# Goal:
Transcribe all of the material exactly, except for its pictures.

(begin)

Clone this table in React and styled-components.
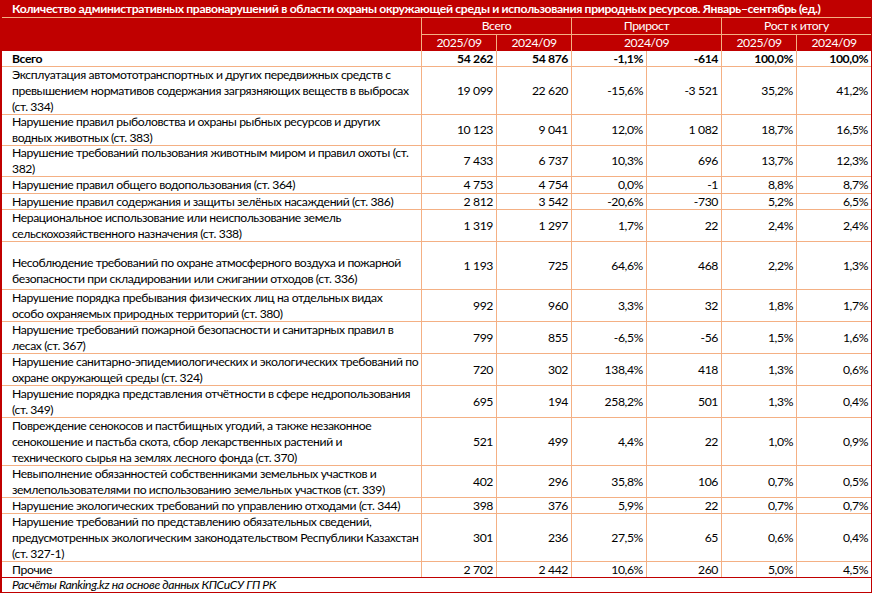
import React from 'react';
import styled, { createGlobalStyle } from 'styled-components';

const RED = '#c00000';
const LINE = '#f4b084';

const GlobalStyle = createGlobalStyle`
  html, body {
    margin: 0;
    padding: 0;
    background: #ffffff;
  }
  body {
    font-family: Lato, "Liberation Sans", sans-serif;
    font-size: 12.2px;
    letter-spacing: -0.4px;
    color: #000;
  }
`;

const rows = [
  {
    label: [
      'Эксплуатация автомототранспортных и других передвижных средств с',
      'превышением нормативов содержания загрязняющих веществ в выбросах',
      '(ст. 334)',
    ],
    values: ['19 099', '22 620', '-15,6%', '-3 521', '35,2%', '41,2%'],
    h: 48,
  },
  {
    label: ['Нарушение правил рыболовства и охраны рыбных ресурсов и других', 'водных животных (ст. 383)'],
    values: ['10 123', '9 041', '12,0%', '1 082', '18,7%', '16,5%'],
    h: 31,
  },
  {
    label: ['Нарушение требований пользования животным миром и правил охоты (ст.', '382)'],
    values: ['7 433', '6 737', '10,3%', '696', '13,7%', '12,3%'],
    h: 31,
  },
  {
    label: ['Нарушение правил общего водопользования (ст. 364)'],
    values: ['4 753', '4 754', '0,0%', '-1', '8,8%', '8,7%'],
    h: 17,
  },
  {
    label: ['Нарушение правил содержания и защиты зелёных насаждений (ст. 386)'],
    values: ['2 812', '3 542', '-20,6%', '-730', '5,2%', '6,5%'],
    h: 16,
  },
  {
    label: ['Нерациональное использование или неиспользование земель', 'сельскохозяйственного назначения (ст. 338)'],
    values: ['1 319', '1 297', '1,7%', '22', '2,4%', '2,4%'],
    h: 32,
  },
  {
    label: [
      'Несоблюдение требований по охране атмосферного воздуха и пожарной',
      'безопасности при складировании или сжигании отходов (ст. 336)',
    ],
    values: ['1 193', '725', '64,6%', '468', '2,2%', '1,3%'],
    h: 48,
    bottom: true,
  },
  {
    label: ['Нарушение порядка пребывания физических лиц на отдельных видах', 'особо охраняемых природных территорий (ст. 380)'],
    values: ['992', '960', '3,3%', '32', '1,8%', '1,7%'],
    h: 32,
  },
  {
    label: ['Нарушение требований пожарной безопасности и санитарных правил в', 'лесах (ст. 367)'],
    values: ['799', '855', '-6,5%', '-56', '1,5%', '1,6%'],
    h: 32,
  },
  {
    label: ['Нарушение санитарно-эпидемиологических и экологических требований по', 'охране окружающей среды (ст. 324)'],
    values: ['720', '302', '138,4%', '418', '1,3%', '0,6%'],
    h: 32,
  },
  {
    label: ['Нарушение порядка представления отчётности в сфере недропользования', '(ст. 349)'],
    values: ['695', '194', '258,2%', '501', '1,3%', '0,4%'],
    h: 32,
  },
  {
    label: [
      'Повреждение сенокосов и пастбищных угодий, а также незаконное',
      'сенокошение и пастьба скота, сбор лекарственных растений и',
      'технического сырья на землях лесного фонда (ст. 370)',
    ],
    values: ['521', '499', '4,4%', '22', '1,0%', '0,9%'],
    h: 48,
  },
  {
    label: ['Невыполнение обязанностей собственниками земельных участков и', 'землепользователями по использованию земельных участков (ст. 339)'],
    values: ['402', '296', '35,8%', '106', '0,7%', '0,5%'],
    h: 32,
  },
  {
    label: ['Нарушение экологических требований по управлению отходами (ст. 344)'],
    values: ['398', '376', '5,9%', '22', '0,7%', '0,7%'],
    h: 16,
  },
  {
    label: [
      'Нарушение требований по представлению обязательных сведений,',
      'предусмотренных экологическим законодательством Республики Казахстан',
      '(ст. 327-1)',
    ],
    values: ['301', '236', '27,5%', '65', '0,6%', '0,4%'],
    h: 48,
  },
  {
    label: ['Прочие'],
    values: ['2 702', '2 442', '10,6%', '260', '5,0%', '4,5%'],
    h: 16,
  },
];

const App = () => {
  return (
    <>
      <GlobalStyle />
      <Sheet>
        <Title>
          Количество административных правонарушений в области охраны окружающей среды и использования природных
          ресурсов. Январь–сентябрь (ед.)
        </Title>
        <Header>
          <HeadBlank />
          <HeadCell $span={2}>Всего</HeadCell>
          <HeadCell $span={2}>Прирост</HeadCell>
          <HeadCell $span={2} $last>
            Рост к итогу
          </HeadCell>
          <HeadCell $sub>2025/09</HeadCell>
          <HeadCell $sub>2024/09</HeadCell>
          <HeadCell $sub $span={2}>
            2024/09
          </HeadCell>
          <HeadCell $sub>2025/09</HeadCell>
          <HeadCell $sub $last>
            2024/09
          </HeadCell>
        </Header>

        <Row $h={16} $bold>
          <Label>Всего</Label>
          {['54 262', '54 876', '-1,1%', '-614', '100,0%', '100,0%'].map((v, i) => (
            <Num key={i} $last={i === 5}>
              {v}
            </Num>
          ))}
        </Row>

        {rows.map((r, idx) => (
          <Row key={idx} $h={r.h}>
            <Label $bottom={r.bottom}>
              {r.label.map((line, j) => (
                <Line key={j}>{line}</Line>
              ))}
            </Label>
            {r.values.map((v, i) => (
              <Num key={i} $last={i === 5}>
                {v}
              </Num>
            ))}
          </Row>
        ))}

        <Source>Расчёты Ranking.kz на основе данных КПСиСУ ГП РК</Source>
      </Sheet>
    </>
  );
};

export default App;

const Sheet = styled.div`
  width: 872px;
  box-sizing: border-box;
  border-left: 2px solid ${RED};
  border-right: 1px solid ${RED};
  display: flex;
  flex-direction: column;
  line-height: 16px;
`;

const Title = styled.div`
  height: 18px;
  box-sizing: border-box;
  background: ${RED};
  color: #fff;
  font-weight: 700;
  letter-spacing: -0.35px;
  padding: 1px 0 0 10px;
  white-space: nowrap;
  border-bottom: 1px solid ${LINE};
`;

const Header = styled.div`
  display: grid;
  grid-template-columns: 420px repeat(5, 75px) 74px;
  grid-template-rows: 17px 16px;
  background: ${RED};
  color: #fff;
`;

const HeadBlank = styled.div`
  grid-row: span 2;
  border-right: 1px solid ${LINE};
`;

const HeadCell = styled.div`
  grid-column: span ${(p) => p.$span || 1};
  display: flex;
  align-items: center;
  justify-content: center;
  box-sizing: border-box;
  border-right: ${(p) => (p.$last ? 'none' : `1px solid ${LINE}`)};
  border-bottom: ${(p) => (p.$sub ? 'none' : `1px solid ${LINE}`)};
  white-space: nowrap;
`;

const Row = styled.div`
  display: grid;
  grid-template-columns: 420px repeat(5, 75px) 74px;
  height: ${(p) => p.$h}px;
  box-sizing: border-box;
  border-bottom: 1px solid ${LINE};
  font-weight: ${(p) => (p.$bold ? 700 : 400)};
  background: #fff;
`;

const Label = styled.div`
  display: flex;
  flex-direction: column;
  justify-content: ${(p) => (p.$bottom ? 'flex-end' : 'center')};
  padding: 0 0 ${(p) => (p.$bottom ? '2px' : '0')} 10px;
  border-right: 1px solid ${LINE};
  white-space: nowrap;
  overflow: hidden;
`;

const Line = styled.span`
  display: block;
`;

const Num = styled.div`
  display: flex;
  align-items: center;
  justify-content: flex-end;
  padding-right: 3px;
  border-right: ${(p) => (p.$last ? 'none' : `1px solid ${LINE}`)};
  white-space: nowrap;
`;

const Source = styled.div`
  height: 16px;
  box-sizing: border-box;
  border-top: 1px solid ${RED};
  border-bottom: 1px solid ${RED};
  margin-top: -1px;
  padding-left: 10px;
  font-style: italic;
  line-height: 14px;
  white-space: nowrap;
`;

(end)

# Exercise answer:
Clone this table in React and styled-components.
import React from 'react';
import styled, { createGlobalStyle } from 'styled-components';

const RED = '#c00000';
const LINE = '#f4b084';

const GlobalStyle = createGlobalStyle`
  html, body {
    margin: 0;
    padding: 0;
    background: #ffffff;
  }
  body {
    font-family: Lato, "Liberation Sans", sans-serif;
    font-size: 12.2px;
    letter-spacing: -0.4px;
    color: #000;
  }
`;

const rows = [
  {
    label: [
      'Эксплуатация автомототранспортных и других передвижных средств с',
      'превышением нормативов содержания загрязняющих веществ в выбросах',
      '(ст. 334)',
    ],
    values: ['19 099', '22 620', '-15,6%', '-3 521', '35,2%', '41,2%'],
    h: 48,
  },
  {
    label: ['Нарушение правил рыболовства и охраны рыбных ресурсов и других', 'водных животных (ст. 383)'],
    values: ['10 123', '9 041', '12,0%', '1 082', '18,7%', '16,5%'],
    h: 31,
  },
  {
    label: ['Нарушение требований пользования животным миром и правил охоты (ст.', '382)'],
    values: ['7 433', '6 737', '10,3%', '696', '13,7%', '12,3%'],
    h: 31,
  },
  {
    label: ['Нарушение правил общего водопользования (ст. 364)'],
    values: ['4 753', '4 754', '0,0%', '-1', '8,8%', '8,7%'],
    h: 17,
  },
  {
    label: ['Нарушение правил содержания и защиты зелёных насаждений (ст. 386)'],
    values: ['2 812', '3 542', '-20,6%', '-730', '5,2%', '6,5%'],
    h: 16,
  },
  {
    label: ['Нерациональное использование или неиспользование земель', 'сельскохозяйственного назначения (ст. 338)'],
    values: ['1 319', '1 297', '1,7%', '22', '2,4%', '2,4%'],
    h: 32,
  },
  {
    label: [
      'Несоблюдение требований по охране атмосферного воздуха и пожарной',
      'безопасности при складировании или сжигании отходов (ст. 336)',
    ],
    values: ['1 193', '725', '64,6%', '468', '2,2%', '1,3%'],
    h: 48,
    bottom: true,
  },
  {
    label: ['Нарушение порядка пребывания физических лиц на отдельных видах', 'особо охраняемых природных территорий (ст. 380)'],
    values: ['992', '960', '3,3%', '32', '1,8%', '1,7%'],
    h: 32,
  },
  {
    label: ['Нарушение требований пожарной безопасности и санитарных правил в', 'лесах (ст. 367)'],
    values: ['799', '855', '-6,5%', '-56', '1,5%', '1,6%'],
    h: 32,
  },
  {
    label: ['Нарушение санитарно-эпидемиологических и экологических требований по', 'охране окружающей среды (ст. 324)'],
    values: ['720', '302', '138,4%', '418', '1,3%', '0,6%'],
    h: 32,
  },
  {
    label: ['Нарушение порядка представления отчётности в сфере недропользования', '(ст. 349)'],
    values: ['695', '194', '258,2%', '501', '1,3%', '0,4%'],
    h: 32,
  },
  {
    label: [
      'Повреждение сенокосов и пастбищных угодий, а также незаконное',
      'сенокошение и пастьба скота, сбор лекарственных растений и',
      'технического сырья на землях лесного фонда (ст. 370)',
    ],
    values: ['521', '499', '4,4%', '22', '1,0%', '0,9%'],
    h: 48,
  },
  {
    label: ['Невыполнение обязанностей собственниками земельных участков и', 'землепользователями по использованию земельных участков (ст. 339)'],
    values: ['402', '296', '35,8%', '106', '0,7%', '0,5%'],
    h: 32,
  },
  {
    label: ['Нарушение экологических требований по управлению отходами (ст. 344)'],
    values: ['398', '376', '5,9%', '22', '0,7%', '0,7%'],
    h: 16,
  },
  {
    label: [
      'Нарушение требований по представлению обязательных сведений,',
      'предусмотренных экологическим законодательством Республики Казахстан',
      '(ст. 327-1)',
    ],
    values: ['301', '236', '27,5%', '65', '0,6%', '0,4%'],
    h: 48,
  },
  {
    label: ['Прочие'],
    values: ['2 702', '2 442', '10,6%', '260', '5,0%', '4,5%'],
    h: 16,
  },
];

const App = () => {
  return (
    <>
      <GlobalStyle />
      <Sheet>
        <Title>
          Количество административных правонарушений в области охраны окружающей среды и использования природных
          ресурсов. Январь–сентябрь (ед.)
        </Title>
        <Header>
          <HeadBlank />
          <HeadCell $span={2}>Всего</HeadCell>
          <HeadCell $span={2}>Прирост</HeadCell>
          <HeadCell $span={2} $last>
            Рост к итогу
          </HeadCell>
          <HeadCell $sub>2025/09</HeadCell>
          <HeadCell $sub>2024/09</HeadCell>
          <HeadCell $sub $span={2}>
            2024/09
          </HeadCell>
          <HeadCell $sub>2025/09</HeadCell>
          <HeadCell $sub $last>
            2024/09
          </HeadCell>
        </Header>

        <Row $h={16} $bold>
          <Label>Всего</Label>
          {['54 262', '54 876', '-1,1%', '-614', '100,0%', '100,0%'].map((v, i) => (
            <Num key={i} $last={i === 5}>
              {v}
            </Num>
          ))}
        </Row>

        {rows.map((r, idx) => (
          <Row key={idx} $h={r.h}>
            <Label $bottom={r.bottom}>
              {r.label.map((line, j) => (
                <Line key={j}>{line}</Line>
              ))}
            </Label>
            {r.values.map((v, i) => (
              <Num key={i} $last={i === 5}>
                {v}
              </Num>
            ))}
          </Row>
        ))}

        <Source>Расчёты Ranking.kz на основе данных КПСиСУ ГП РК</Source>
      </Sheet>
    </>
  );
};

export default App;

const Sheet = styled.div`
  width: 872px;
  box-sizing: border-box;
  border-left: 2px solid ${RED};
  border-right: 1px solid ${RED};
  display: flex;
  flex-direction: column;
  line-height: 16px;
`;

const Title = styled.div`
  height: 18px;
  box-sizing: border-box;
  background: ${RED};
  color: #fff;
  font-weight: 700;
  letter-spacing: -0.35px;
  padding: 1px 0 0 10px;
  white-space: nowrap;
  border-bottom: 1px solid ${LINE};
`;

const Header = styled.div`
  display: grid;
  grid-template-columns: 420px repeat(5, 75px) 74px;
  grid-template-rows: 17px 16px;
  background: ${RED};
  color: #fff;
`;

const HeadBlank = styled.div`
  grid-row: span 2;
  border-right: 1px solid ${LINE};
`;

const HeadCell = styled.div`
  grid-column: span ${(p) => p.$span || 1};
  display: flex;
  align-items: center;
  justify-content: center;
  box-sizing: border-box;
  border-right: ${(p) => (p.$last ? 'none' : `1px solid ${LINE}`)};
  border-bottom: ${(p) => (p.$sub ? 'none' : `1px solid ${LINE}`)};
  white-space: nowrap;
`;

const Row = styled.div`
  display: grid;
  grid-template-columns: 420px repeat(5, 75px) 74px;
  height: ${(p) => p.$h}px;
  box-sizing: border-box;
  border-bottom: 1px solid ${LINE};
  font-weight: ${(p) => (p.$bold ? 700 : 400)};
  background: #fff;
`;

const Label = styled.div`
  display: flex;
  flex-direction: column;
  justify-content: ${(p) => (p.$bottom ? 'flex-end' : 'center')};
  padding: 0 0 ${(p) => (p.$bottom ? '2px' : '0')} 10px;
  border-right: 1px solid ${LINE};
  white-space: nowrap;
  overflow: hidden;
`;

const Line = styled.span`
  display: block;
`;

const Num = styled.div`
  display: flex;
  align-items: center;
  justify-content: flex-end;
  padding-right: 3px;
  border-right: ${(p) => (p.$last ? 'none' : `1px solid ${LINE}`)};
  white-space: nowrap;
`;

const Source = styled.div`
  height: 16px;
  box-sizing: border-box;
  border-top: 1px solid ${RED};
  border-bottom: 1px solid ${RED};
  margin-top: -1px;
  padding-left: 10px;
  font-style: italic;
  line-height: 14px;
  white-space: nowrap;
`;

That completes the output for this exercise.